Sparse TB IO is exposed through read_operator and write_operator with format objects:

These methods are provided by optional extensions. Load the corresponding package before using the format.

julia
using Pkg
Pkg.add(["HDF5", "JLD2", "Zarr"])

using WannierIO
using HDF5   # or JLD2 / Zarr

Quick start

julia
using WannierIO
using HDF5

# Read Wannier90 tb.dat (+ wsvec when available).
pack = read_w90_tb("Si2_valence_tb.dat")

# Write sparse/compressed HDF5.
write_operator("Si2_valence.h5", pack, WannierIO.HDF5Format(); atol=1e-10)

# Read back (returns dense OperatorPack).
pack_h5 = read_operator("Si2_valence.h5")

If no format is provided, detect_operator_format selects it from the filename extension when calling read_operator or write_operator.

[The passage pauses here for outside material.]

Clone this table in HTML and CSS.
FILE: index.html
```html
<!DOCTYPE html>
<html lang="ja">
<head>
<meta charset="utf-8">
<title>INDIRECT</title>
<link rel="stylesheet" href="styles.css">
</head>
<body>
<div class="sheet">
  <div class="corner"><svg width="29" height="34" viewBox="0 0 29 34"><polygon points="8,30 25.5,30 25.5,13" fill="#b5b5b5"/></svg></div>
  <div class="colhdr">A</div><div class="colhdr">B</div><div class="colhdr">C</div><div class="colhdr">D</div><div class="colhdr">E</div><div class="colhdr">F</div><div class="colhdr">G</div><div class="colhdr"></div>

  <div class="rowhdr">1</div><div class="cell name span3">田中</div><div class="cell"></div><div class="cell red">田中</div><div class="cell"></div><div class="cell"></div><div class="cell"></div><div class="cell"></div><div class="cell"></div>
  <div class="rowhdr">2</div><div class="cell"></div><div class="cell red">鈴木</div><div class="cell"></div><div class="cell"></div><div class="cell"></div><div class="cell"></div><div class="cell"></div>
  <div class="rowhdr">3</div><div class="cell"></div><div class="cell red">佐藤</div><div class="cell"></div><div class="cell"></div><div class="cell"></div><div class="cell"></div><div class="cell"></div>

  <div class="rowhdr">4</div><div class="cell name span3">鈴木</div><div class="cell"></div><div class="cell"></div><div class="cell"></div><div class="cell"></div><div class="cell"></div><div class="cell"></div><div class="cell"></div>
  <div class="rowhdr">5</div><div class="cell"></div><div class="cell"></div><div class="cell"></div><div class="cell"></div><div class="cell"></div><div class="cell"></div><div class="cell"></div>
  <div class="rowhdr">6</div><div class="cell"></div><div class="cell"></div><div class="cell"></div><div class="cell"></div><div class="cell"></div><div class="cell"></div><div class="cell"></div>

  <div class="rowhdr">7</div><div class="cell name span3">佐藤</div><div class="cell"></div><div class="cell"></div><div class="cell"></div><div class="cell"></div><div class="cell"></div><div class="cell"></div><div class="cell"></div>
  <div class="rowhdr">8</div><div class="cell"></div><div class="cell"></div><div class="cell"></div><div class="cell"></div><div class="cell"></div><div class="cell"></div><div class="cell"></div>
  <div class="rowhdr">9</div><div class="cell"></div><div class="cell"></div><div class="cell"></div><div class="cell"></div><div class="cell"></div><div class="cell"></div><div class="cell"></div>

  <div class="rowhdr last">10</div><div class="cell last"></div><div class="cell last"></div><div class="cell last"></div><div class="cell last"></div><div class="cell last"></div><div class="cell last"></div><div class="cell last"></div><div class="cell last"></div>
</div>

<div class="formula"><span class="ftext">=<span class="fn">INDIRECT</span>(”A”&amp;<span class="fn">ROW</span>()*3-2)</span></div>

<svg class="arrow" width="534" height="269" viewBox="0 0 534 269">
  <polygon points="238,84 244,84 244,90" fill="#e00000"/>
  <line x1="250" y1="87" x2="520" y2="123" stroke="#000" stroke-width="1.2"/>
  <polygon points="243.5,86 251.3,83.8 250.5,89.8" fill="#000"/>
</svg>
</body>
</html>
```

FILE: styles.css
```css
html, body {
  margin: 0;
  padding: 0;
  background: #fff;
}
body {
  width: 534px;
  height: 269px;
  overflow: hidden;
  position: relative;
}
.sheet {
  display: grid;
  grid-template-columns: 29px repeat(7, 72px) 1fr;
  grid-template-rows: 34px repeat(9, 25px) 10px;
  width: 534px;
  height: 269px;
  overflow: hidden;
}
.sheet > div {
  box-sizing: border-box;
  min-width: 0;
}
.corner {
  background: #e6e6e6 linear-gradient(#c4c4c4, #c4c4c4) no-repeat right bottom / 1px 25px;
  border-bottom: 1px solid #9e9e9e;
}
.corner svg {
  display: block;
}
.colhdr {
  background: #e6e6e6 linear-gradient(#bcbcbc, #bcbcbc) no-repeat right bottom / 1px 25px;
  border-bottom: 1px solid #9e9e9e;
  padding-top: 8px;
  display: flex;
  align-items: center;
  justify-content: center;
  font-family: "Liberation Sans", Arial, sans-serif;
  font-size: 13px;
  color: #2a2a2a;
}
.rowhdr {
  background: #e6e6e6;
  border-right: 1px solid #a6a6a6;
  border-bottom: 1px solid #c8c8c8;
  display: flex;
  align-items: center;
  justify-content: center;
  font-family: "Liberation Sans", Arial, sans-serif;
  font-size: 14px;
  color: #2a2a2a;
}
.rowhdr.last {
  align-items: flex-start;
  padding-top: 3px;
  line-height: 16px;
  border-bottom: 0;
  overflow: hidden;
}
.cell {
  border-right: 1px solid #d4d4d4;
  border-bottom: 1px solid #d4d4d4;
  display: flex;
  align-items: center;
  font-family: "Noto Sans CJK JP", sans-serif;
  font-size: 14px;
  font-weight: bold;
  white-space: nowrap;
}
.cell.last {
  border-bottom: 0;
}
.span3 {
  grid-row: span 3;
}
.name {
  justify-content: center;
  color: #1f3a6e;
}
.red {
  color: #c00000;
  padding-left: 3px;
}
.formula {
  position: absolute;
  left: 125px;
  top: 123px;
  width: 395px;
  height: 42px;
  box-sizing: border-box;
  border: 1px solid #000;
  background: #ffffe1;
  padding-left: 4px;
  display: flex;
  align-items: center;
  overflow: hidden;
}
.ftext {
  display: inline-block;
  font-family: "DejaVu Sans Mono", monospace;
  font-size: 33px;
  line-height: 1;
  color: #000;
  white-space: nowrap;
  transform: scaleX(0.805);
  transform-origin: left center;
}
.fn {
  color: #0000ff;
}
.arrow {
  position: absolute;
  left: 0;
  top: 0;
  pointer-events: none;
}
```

Precision and sparsification controls

Sparsification behavior is controlled by SparseOption, usually passed as keyword arguments to write_operator:

  • atol: threshold below which real/imaginary parts are dropped,

  • value_type: numeric type for stored values (for example Float32),

  • index_type: integer type for sparse indices (for example Int16).

julia
using WannierIO
using JLD2

pack = read_w90_tb("Si2_valence_tb.dat")
write_operator(
    "Si2_valence.jld2",
    pack,
    WannierIO.JLD2Format();
    atol=1e-10,
    value_type=Float32,
    index_type=Int16,
)

Backend-specific compression options

In addition to atol/value_type/index_type, each backend accepts extra controls:

  • HDF5Format: deflate, shuffle

  • JLD2Format: compress

  • ZarrFormat/ZarrZipFormat: clevel, shuffle

julia
using WannierIO
using Zarr

pack = read_w90_tb("Si2_valence_tb.dat")
write_operator("Si2_valence.zarr", pack, ZarrFormat(); clevel=7, shuffle=true)

Direct sparse conversion API

For workflows that do not immediately write files, you can convert explicitly:

julia
using WannierIO

pack = read_w90_tb("Si2_valence_tb.dat")
spack = sparsify(pack; atol=1e-10, value_type=Float32)
pack2 = densify(spack)

The sparse data container is SparseOperatorPack, which stores each operator as a CscPack.

Notes

  • Reading sparse backends returns dense OperatorPack for easy use in interpolation and downstream code.

  • Choose atol carefully: larger values reduce file size more aggressively, but can remove physically relevant small matrix elements.